— Exercise goal —
Your task is to copy the listing exactly, with the pictures left out.

·····

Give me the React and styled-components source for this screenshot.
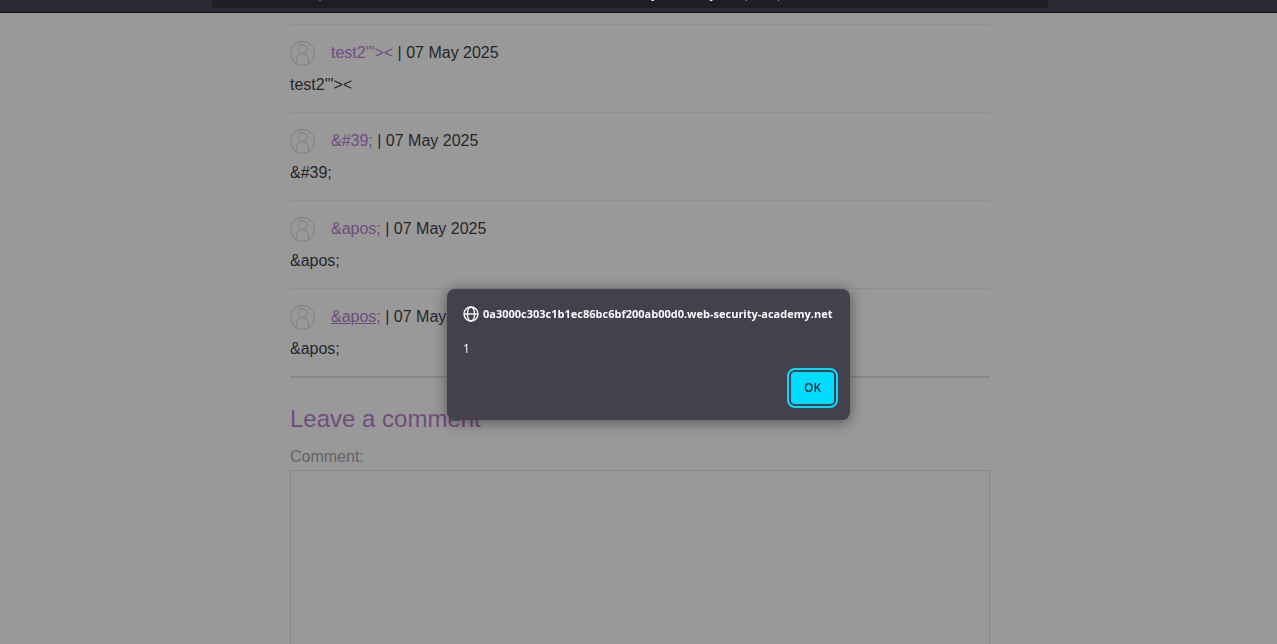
import React from "react";
import styled, { createGlobalStyle } from "styled-components";

const GlobalStyle = createGlobalStyle`
  * { box-sizing: border-box; }
  html, body { margin: 0; background: #99999a; }
  body { font-family: "Liberation Sans", Arial, sans-serif; font-size: 16px; line-height: 24px; color: #262629; }
`;

const Shell = styled.div`
  height: 100vh;
  overflow: hidden;
`;

const Toolbar = styled.header`
  display: flex;
  justify-content: center;
  height: 13px;
  padding: 0 17px 4px 0;
  background: #2b2a33;
  border-bottom: 1px solid #0c0c0d;
`;

const AddressBar = styled.div`
  display: flex;
  align-items: flex-end;
  width: 836px;
  padding-left: 89px;
  overflow: hidden;
  border-radius: 0 0 4px 4px;
  background: #1e1d24;
  color: #8f8f94;
  font: 13px/20px "Open Sans", "Noto Sans", sans-serif;
  white-space: nowrap;
`;

const Address = styled.span`
  margin-bottom: 5px;
`;

const Host = styled.span`
  color: #fbfbfe;
`;

const Page = styled.main`
  width: 100%;
  max-width: 703px;
  margin: 0 auto;
  padding: 11px 0 0 3px;
`;

const Comment = styled.section`
  padding: 16px 0 15px;
  border-top: 1px solid #8f8f91;
`;

const Author = styled.div`
  display: flex;
  gap: 16px;
  height: 32px;
`;

const Avatar = styled.svg`
  flex: none;
  width: 25px;
  height: 25px;
  fill: none;
  stroke: #848487;
  stroke-width: 1.2;
`;

const AuthorLink = styled.a`
  color: #704c7d;
  text-decoration: ${(p) => (p.$underlined ? "underline" : "none")};
`;

const Body = styled.p`
  margin: 0;
`;

const Divider = styled.hr`
  height: 2px;
  margin: 0 0 25px;
  border: 0;
  background: #868689;
`;

const Title = styled.h2`
  margin: 0 0 10px;
  color: #704c7d;
  font-size: 24px;
  font-weight: 400;
  line-height: 32px;
`;

const Form = styled.form`
  display: flex;
  flex-direction: column;
`;

const Label = styled.label`
  margin-bottom: 1px;
  color: #626265;
`;

const TextArea = styled.textarea`
  width: 100%;
  height: 288px;
  padding: 8px;
  border: 1px solid #87878a;
  border-radius: 0;
  outline: none;
  background: transparent;
  font: inherit;
  resize: none;
`;

const Backdrop = styled.div`
  position: fixed;
  inset: 0;
  display: flex;
  align-items: flex-start;
  justify-content: center;
  padding: 289px 0 0 20px;
`;

const Dialog = styled.div`
  display: flex;
  flex-direction: column;
  width: 403px;
  padding: 17px 16px 16px;
  border-radius: 8px;
  background: #42414d;
  box-shadow: 0 2px 14px rgba(12, 12, 13, 0.5);
  color: #fbfbfe;
  font: 12px/16px "Open Sans", "Noto Sans", sans-serif;
`;

const Origin = styled.div`
  display: flex;
  align-items: center;
  gap: 4px;
  font-size: 11px;
  font-weight: 700;
  white-space: nowrap;
`;

const Globe = styled.svg`
  flex: none;
  width: 16px;
  height: 16px;
  fill: none;
  stroke: currentColor;
  stroke-width: 1.4;
`;

const Message = styled.p`
  margin: 19px 0 15px;
`;

const Accept = styled.button`
  align-self: flex-end;
  width: 43px;
  height: 32px;
  padding: 0;
  border: 0;
  border-radius: 4px;
  outline: 2px solid #00ddff;
  outline-offset: 2px;
  background: #00ddff;
  color: #2b2a33;
  font: 600 12px/16px "Open Sans", "Noto Sans", sans-serif;
`;

const comments = [
  { author: "test2'\"><", text: "test2'\"><" },
  { author: "&#39;", text: "&#39;" },
  { author: "&apos;", text: "&apos;" },
  { author: "&apos;", text: "&apos;", underlined: true },
];

const host = "0a3000c303c1b1ec86bc6bf200ab00d0.web-security-academy.net";

export default function App() {
  return (
    <Shell>
      <GlobalStyle />
      <Toolbar>
        <AddressBar>
          <Address>
            https://0a3000c303c1b1ec86bc6bf200ab00d0.<Host>web-security-academy.net</Host>/post?postId=1
          </Address>
        </AddressBar>
      </Toolbar>
      <Page>
        {comments.map((c, i) => (
          <Comment key={i}>
            <Author>
              <Avatar viewBox="0 0 25 25" aria-hidden="true">
                <circle cx="12.5" cy="12.5" r="11.9" />
                <circle cx="12.5" cy="8" r="4.3" />
                <path d="M6.3 22.5V19a6.2 6.4 0 0 1 12.4 0V22.5" />
              </Avatar>
              <div>
                <AuthorLink href="#author" $underlined={c.underlined}>{c.author}</AuthorLink>
                {" | 07 May 2025"}
              </div>
            </Author>
            <Body>{c.text}</Body>
          </Comment>
        ))}
        <Divider />
        <Title>Leave a comment</Title>
        <Form>
          <Label htmlFor="comment">Comment:</Label>
          <TextArea id="comment" />
        </Form>
      </Page>
      <Backdrop>
        <Dialog role="alertdialog" aria-labelledby="origin" aria-describedby="message">
          <Origin>
            <Globe viewBox="0 0 16 16" aria-hidden="true">
              <circle cx="8" cy="8" r="7" />
              <ellipse cx="8" cy="8" rx="3.6" ry="7" />
              <path d="M1 8h14" />
            </Globe>
            <span id="origin">{host}</span>
          </Origin>
          <Message id="message">1</Message>
          <Accept type="button">OK</Accept>
        </Dialog>
      </Backdrop>
    </Shell>
  );
}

·····

— Reply to the exercise —
Give me the React and styled-components source for this screenshot.
import React from "react";
import styled, { createGlobalStyle } from "styled-components";

const GlobalStyle = createGlobalStyle`
  * { box-sizing: border-box; }
  html, body { margin: 0; background: #99999a; }
  body { font-family: "Liberation Sans", Arial, sans-serif; font-size: 16px; line-height: 24px; color: #262629; }
`;

const Shell = styled.div`
  height: 100vh;
  overflow: hidden;
`;

const Toolbar = styled.header`
  display: flex;
  justify-content: center;
  height: 13px;
  padding: 0 17px 4px 0;
  background: #2b2a33;
  border-bottom: 1px solid #0c0c0d;
`;

const AddressBar = styled.div`
  display: flex;
  align-items: flex-end;
  width: 836px;
  padding-left: 89px;
  overflow: hidden;
  border-radius: 0 0 4px 4px;
  background: #1e1d24;
  color: #8f8f94;
  font: 13px/20px "Open Sans", "Noto Sans", sans-serif;
  white-space: nowrap;
`;

const Address = styled.span`
  margin-bottom: 5px;
`;

const Host = styled.span`
  color: #fbfbfe;
`;

const Page = styled.main`
  width: 100%;
  max-width: 703px;
  margin: 0 auto;
  padding: 11px 0 0 3px;
`;

const Comment = styled.section`
  padding: 16px 0 15px;
  border-top: 1px solid #8f8f91;
`;

const Author = styled.div`
  display: flex;
  gap: 16px;
  height: 32px;
`;

const Avatar = styled.svg`
  flex: none;
  width: 25px;
  height: 25px;
  fill: none;
  stroke: #848487;
  stroke-width: 1.2;
`;

const AuthorLink = styled.a`
  color: #704c7d;
  text-decoration: ${(p) => (p.$underlined ? "underline" : "none")};
`;

const Body = styled.p`
  margin: 0;
`;

const Divider = styled.hr`
  height: 2px;
  margin: 0 0 25px;
  border: 0;
  background: #868689;
`;

const Title = styled.h2`
  margin: 0 0 10px;
  color: #704c7d;
  font-size: 24px;
  font-weight: 400;
  line-height: 32px;
`;

const Form = styled.form`
  display: flex;
  flex-direction: column;
`;

const Label = styled.label`
  margin-bottom: 1px;
  color: #626265;
`;

const TextArea = styled.textarea`
  width: 100%;
  height: 288px;
  padding: 8px;
  border: 1px solid #87878a;
  border-radius: 0;
  outline: none;
  background: transparent;
  font: inherit;
  resize: none;
`;

const Backdrop = styled.div`
  position: fixed;
  inset: 0;
  display: flex;
  align-items: flex-start;
  justify-content: center;
  padding: 289px 0 0 20px;
`;

const Dialog = styled.div`
  display: flex;
  flex-direction: column;
  width: 403px;
  padding: 17px 16px 16px;
  border-radius: 8px;
  background: #42414d;
  box-shadow: 0 2px 14px rgba(12, 12, 13, 0.5);
  color: #fbfbfe;
  font: 12px/16px "Open Sans", "Noto Sans", sans-serif;
`;

const Origin = styled.div`
  display: flex;
  align-items: center;
  gap: 4px;
  font-size: 11px;
  font-weight: 700;
  white-space: nowrap;
`;

const Globe = styled.svg`
  flex: none;
  width: 16px;
  height: 16px;
  fill: none;
  stroke: currentColor;
  stroke-width: 1.4;
`;

const Message = styled.p`
  margin: 19px 0 15px;
`;

const Accept = styled.button`
  align-self: flex-end;
  width: 43px;
  height: 32px;
  padding: 0;
  border: 0;
  border-radius: 4px;
  outline: 2px solid #00ddff;
  outline-offset: 2px;
  background: #00ddff;
  color: #2b2a33;
  font: 600 12px/16px "Open Sans", "Noto Sans", sans-serif;
`;

const comments = [
  { author: "test2'\"><", text: "test2'\"><" },
  { author: "&#39;", text: "&#39;" },
  { author: "&apos;", text: "&apos;" },
  { author: "&apos;", text: "&apos;", underlined: true },
];

const host = "0a3000c303c1b1ec86bc6bf200ab00d0.web-security-academy.net";

export default function App() {
  return (
    <Shell>
      <GlobalStyle />
      <Toolbar>
        <AddressBar>
          <Address>
            https://0a3000c303c1b1ec86bc6bf200ab00d0.<Host>web-security-academy.net</Host>/post?postId=1
          </Address>
        </AddressBar>
      </Toolbar>
      <Page>
        {comments.map((c, i) => (
          <Comment key={i}>
            <Author>
              <Avatar viewBox="0 0 25 25" aria-hidden="true">
                <circle cx="12.5" cy="12.5" r="11.9" />
                <circle cx="12.5" cy="8" r="4.3" />
                <path d="M6.3 22.5V19a6.2 6.4 0 0 1 12.4 0V22.5" />
              </Avatar>
              <div>
                <AuthorLink href="#author" $underlined={c.underlined}>{c.author}</AuthorLink>
                {" | 07 May 2025"}
              </div>
            </Author>
            <Body>{c.text}</Body>
          </Comment>
        ))}
        <Divider />
        <Title>Leave a comment</Title>
        <Form>
          <Label htmlFor="comment">Comment:</Label>
          <TextArea id="comment" />
        </Form>
      </Page>
      <Backdrop>
        <Dialog role="alertdialog" aria-labelledby="origin" aria-describedby="message">
          <Origin>
            <Globe viewBox="0 0 16 16" aria-hidden="true">
              <circle cx="8" cy="8" r="7" />
              <ellipse cx="8" cy="8" rx="3.6" ry="7" />
              <path d="M1 8h14" />
            </Globe>
            <span id="origin">{host}</span>
          </Origin>
          <Message id="message">1</Message>
          <Accept type="button">OK</Accept>
        </Dialog>
      </Backdrop>
    </Shell>
  );
}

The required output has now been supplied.